BTW, people now use NoScript and AdBlocker quite a bit. If everyone blocked Javascript and ads from domains they’ve never visited before, then those ads would become kind of useless. Just whitelist the sites you use all the time and don’t feel guilty, heh.

ronald April 3, 2013 At 9:33 am

Hi guys,

I bought an existing domain name about 2 weeks ago. The website was created in 2003 and WayBackMachine archived webpages since then in 2003, 2004, 2006, 2009, and 2011. Can I as the new domain owner, have these ´old´ archived screenshots let removed as well? With the same robots.txt method or another one?
Thanks a lot.

- Elshad January 14, 2015 At 2:52 pm
  
  Hello Ronald!
  You can do it contacting to archive.org. I’m sure about it. Contact page: https://archive.org/about/contact.php.

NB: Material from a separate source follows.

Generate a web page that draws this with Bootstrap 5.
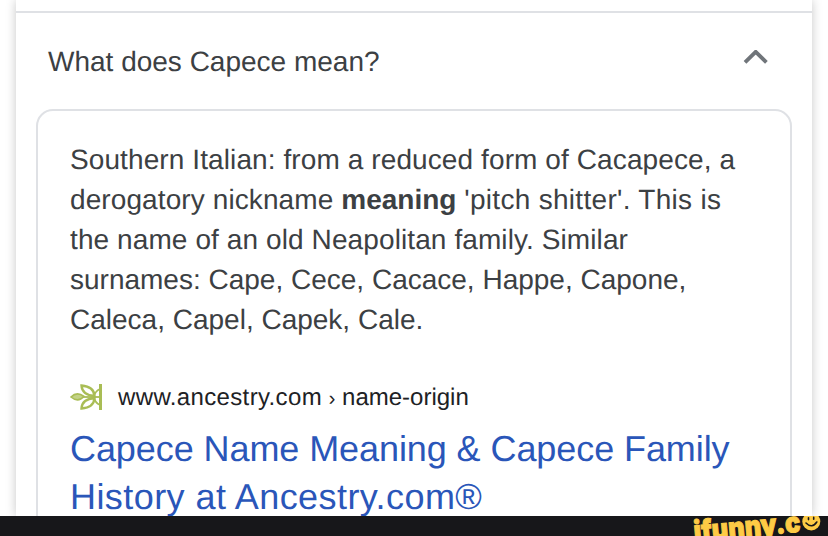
<!DOCTYPE html>
<html lang="en">
<head>
    <meta charset="UTF-8">
    <meta name="viewport" content="width=device-width, initial-scale=1.0">
    <title>What does Capece mean?</title>
    <link href="https://cdn.jsdelivr.net/npm/bootstrap@5.3.0/dist/css/bootstrap.min.css" rel="stylesheet">
    <style>
        body{
            font-family: "Liberation Sans", Arial, sans-serif;
            color: #3c4043;
            background: #fff;
            text-rendering: geometricPrecision;
        }
        .results{
            height: 516px;
            padding: 0 16px;
        }
        .panel{
            box-shadow: 0 0 10px rgba(0, 0, 0, .22);
            padding-top: 11px;
        }
        .question{
            border-top: 2px solid #dfe1e5;
            height: 98px;
            padding: 2px 44px 0 32px;
            font-size: 28px;
        }
        .answer{
            height: 430px;
            margin: 0 20px;
            padding: 29px 32px 0;
            border: 2px solid #dfe1e5;
            border-radius: 17px;
        }
        .snippet{
            font-size: 28px;
            line-height: 40px;
            letter-spacing: .1px;
        }
        .source{
            margin-top: 37px;
            height: 40px;
            gap: 16px;
            font-size: 24px;
            color: #202124;
        }
        .address{
            padding-top: 2px;
        }
        .domain{
            letter-spacing: .36px;
        }
        .crumb{
            font-size: 20px;
        }
        .result-link{
            margin-top: 8px;
            font-size: 36px;
            line-height: 48px;
            letter-spacing: -.08px;
            color: #2a56b9;
        }
        .tight{
            letter-spacing: 0;
        }
        .loose{
            letter-spacing: .3px;
        }
        .looser{
            letter-spacing: .43px;
        }
        .footer-bar{
            height: 20px;
            background: #17171a;
        }
        .logo-text{
            font: 900 28px Inter, "Open Sans", sans-serif;
        }
    </style>
</head>
<body class="overflow-hidden">
    <main class="results overflow-hidden">
        <div class="panel bg-white h-100">
            <div class="question d-flex justify-content-between align-items-center text-nowrap">
                <span>What does Capece mean?</span>
                <svg width="25" height="16" viewBox="0 0 25 16" class="mb-2" fill="none" stroke="#70757a" stroke-width="3.8">
                    <path d="M2 12.4 12.7 1.8 23.4 12.4"/>
                </svg>
            </div>
            <div class="answer text-nowrap">
                <p class="snippet mb-0">
                    Southern Italian: from a reduced form of Cacapece, a<br>
                    derogatory nickname <b class="tight">meaning</b> <span class="loose">'pitch shitter'. This is</span><br>
                    the name of an old Neapolitan family. Similar<br>
                    <span class="tight">surnames: Cape, Cece, Cacace, Happe, Capone,</span><br>
                    <span class="tight">Caleca, Capel, Capek, Cale.</span>
                </p>
                <div class="source d-flex align-items-center">
                    <svg width="32" height="28" viewBox="0 0 32 28" fill="none" stroke="#a9bd55" stroke-width="2.4">
                        <path d="M1 14Q7 8 14 13.5Q8 20 1 14Z" fill="#c3d287" stroke-width="1.6"/>
                        <path d="M11.5 2.5Q24 3.5 24.5 13Q12 12 11.5 2.5Z"/>
                        <path d="M11.5 25.5Q24 24.5 24.5 15Q12 16 11.5 25.5Z"/>
                        <path d="M30 6Q25 8 24 14Q25 20 30 22" stroke-width="1.6"/>
                        <path d="M13 14H30" stroke-width="1.8"/>
                        <path d="M30.5 1V27" stroke-width="3"/>
                    </svg>
                    <span class="address"><span class="domain">www.ancestry.com</span> <span class="crumb">›</span> name-origin</span>
                </div>
                <a href="#" class="result-link d-block text-decoration-none">
                    Capece Name Meaning &amp; Capece Family<br>
                    <span class="looser">History at Ancestry.com®</span>
                </a>
            </div>
        </div>
    </main>
    <footer class="footer-bar d-flex justify-content-end overflow-hidden">
        <svg width="138" height="20" viewBox="690 516 138 20">
            <text class="logo-text" transform="translate(694.5 541) rotate(-5)" textLength="107" lengthAdjust="spacingAndGlyphs" fill="#fecb45" stroke="#fecb45" stroke-width="1">ifunny.c</text>
            <circle cx="811.3" cy="521.5" r="9" fill="#fecb45"/>
            <g fill="none" stroke="#17171a" stroke-width="1.6" stroke-linecap="round">
                <path d="M808.5 517.8v1.8M813.7 517.4v1.8M806 523q6 6 10.8-1"/>
            </g>
        </svg>
    </footer>
    <script src="https://cdn.jsdelivr.net/npm/bootstrap@5.3.0/dist/js/bootstrap.bundle.min.js"></script>
</body>
</html>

Contact email: info@archive.org.
  
- Henry January 29, 2016 At 2:42 pm
  
  Hi, Joseph:
  Did you send email and receivied any response from archive.org?
  
cxm322 January 21, 2019 At 2:44 pm

This no longer works. Archive . org is obviously ignoring robots.txt files since late 2017 or so. All my sites have the following in their robots.txt file…

User-agent: archive.org_bot
Disallow: /

User-agent: ia_archiver
Disallow: /

That used to work – all my sites used to NOT be archived in the wayback machine. But since sometime in late 2017 all of them are archived.